Folding of the triangular lattice in a discrete three-dimensional space: density-matrix renormalization-group study.

Folding of the triangular lattice in a discrete three-dimensional space is investigated numerically. Such "discrete folding" has come about through theoretical investigation, since Bowick and co-workers introduced it as a simplified model for the crumpling of the phantom polymerized membranes. So far, it has been analyzed with the hexagon approximation of the cluster variation method (CVM). However, the possible systematic error of the approximation was not fully estimated; in fact, it has been known that the transfer-matrix calculation is limited in the tractable strip widths L</=6. Aiming to surmount this limitation, we utilized the density-matrix renormalization group. Thereby, we succeeded in treating strip widths up to L=29 which admit reliable extrapolations to the thermodynamic limit. Our data indicate an onset of a discontinuous crumpling transition with the latent heat substantially larger than the CVM estimate.
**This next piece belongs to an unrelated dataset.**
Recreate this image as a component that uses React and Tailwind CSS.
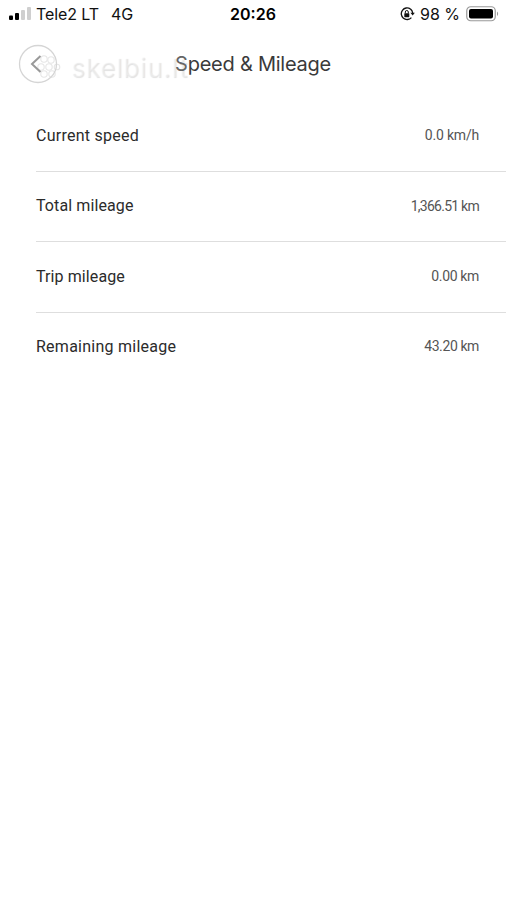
import React from 'react';

const rows = [
  { label: 'Current speed', value: '0.0 km/h', labelStyle: 'tracking-[0.25px]', valueStyle: 'tracking-[-0.2px]' },
  { label: 'Total mileage', value: '1,366.51 km', labelStyle: 'tracking-[0.1px]', valueStyle: 'tracking-[-0.75px]' },
  { label: 'Trip mileage', value: '0.00 km', labelStyle: 'tracking-[0.1px]', valueStyle: 'tracking-[-0.35px]' },
  { label: 'Remaining mileage', value: '43.20 km', labelStyle: 'tracking-[0.25px]', valueStyle: 'tracking-[-0.4px]' },
];

function StatusBar() {
  return (
    <div className="h-7 grid grid-cols-[1fr_auto_1fr] items-center pl-[9px] pr-2 text-[16px] leading-7 text-[#111]">
      <div className="flex items-center">
        <svg width="23" height="14" viewBox="0 0 23 14" className="shrink-0">
          <rect x="0" y="8.5" width="4" height="4.5" rx="1" fill="#000" />
          <rect x="6" y="6" width="4" height="7" rx="1" fill="#000" />
          <rect x="12" y="3" width="4" height="10" rx="1" fill="#cfcfcf" />
          <rect x="18" y="0" width="4" height="13" rx="1" fill="#cfcfcf" />
        </svg>
        <span className="ml-1 tracking-[-0.1px]">Tele2 LT</span>
        <span className="ml-3 tracking-[-0.1px]">4G</span>
      </div>
      <div className="pr-px font-semibold text-black">20:26</div>
      <div className="flex items-center justify-end">
        <svg width="15" height="14" viewBox="0 0 15 14" className="shrink-0">
          <path d="M10.3 1.9A5.8 5.8 0 1 0 11.4 10.6" fill="none" stroke="#111" strokeWidth="1.3" />
          <path d="M10.3 1.9A5.9 5.9 0 0 1 12.7 6" fill="none" stroke="#111" strokeWidth="1.3" />
          <path d="M10.4 5.8h4.4l-2.1 2.8z" fill="#111" />
          <rect x="4.3" y="6.2" width="5" height="4" rx="0.6" fill="#111" />
          <path d="M5.3 6.4V5a1.5 1.5 0 0 1 3 0v1.4" fill="none" stroke="#111" strokeWidth="1" />
        </svg>
        <span className="ml-[5px] whitespace-nowrap">98 %</span>
        <svg width="33" height="16" viewBox="0 0 33 16" className="ml-[6px] -mr-px -mt-px shrink-0">
          <rect x="0.75" y="0.75" width="28.5" height="14" rx="4" fill="none" stroke="#999" strokeWidth="1.2" />
          <rect x="3" y="3" width="24" height="9.5" rx="2" fill="#000" />
          <path d="M31 5.5c1.5.8 1.5 3.7 0 4.5z" fill="#999" />
        </svg>
      </div>
    </div>
  );
}

function Watermark() {
  return (
    <div className="absolute left-[34px] top-[25px] flex items-center gap-[9px] pointer-events-none">
      <svg width="28" height="30" viewBox="0 0 28 30" fill="none" stroke="#e6e6e6" strokeWidth="1.1">
        <circle cx="10" cy="6" r="3.2" />
        <circle cx="17" cy="7" r="3.2" />
        <circle cx="7" cy="14" r="3.2" />
        <circle cx="15" cy="14" r="3.2" />
        <circle cx="23" cy="14" r="2.8" />
        <circle cx="10" cy="21" r="3.2" />
        <circle cx="18" cy="21" r="3.2" />
      </svg>
      <span className="text-[26px] leading-[30px] tracking-[0.8px] text-white/30 [text-shadow:1px_1px_1px_#e2e2e2]">
        skelbiu.lt
      </span>
    </div>
  );
}

function Header() {
  return (
    <header className="relative h-[72px] grid grid-cols-[1fr_auto_1fr] items-center pl-[18px] pr-[18px]">
      <Watermark />
      <button className="relative w-10 h-10 flex items-center justify-center" aria-label="Back">
        <svg width="40" height="40" viewBox="0 0 40 40" fill="none">
          <circle cx="20" cy="20" r="18.5" stroke="#d5d5d5" strokeWidth="1.3" />
          <path d="M22.5 12L14 20l8.5 8" stroke="#999" strokeWidth="2" />
        </svg>
      </button>
      <h1 className="relative text-[20px] leading-7 tracking-[-0.25px] text-[#3a3a3a]">
        <span className="text-[#666]">S</span>peed &amp; Mileage
      </h1>
    </header>
  );
}

export default function App() {
  return (
    <div className="w-full h-[900px] overflow-hidden bg-white font-['Inter',sans-serif]">
      <StatusBar />
      <Header />
      <main className="pl-9 pt-[1.6px] font-['Roboto',sans-serif]">
        {rows.map((row) => (
          <div
            key={row.label}
            className="h-[70.4px] flex items-center justify-between pr-[27px] pb-px border-b border-[#dedede] last:border-transparent"
          >
            <span className={`text-[16px] text-[#2b2b2b] ${row.labelStyle}`}>{row.label}</span>
            <span className={`text-[14px] text-[#555] ${row.valueStyle}`}>{row.value}</span>
          </div>
        ))}
      </main>
    </div>
  );
}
It is even larger than the latent heat of the planar (two-dimensional) folding, as first noticed by the preceding CVM study. That is, contrary to our naive expectation, the discontinuous character of the transition is even promoted by the enlargement of the embedding-space dimensions. We also calculated the folding entropy, which appears to lie within the best analytical bound obtained previously via combinatorics arguments.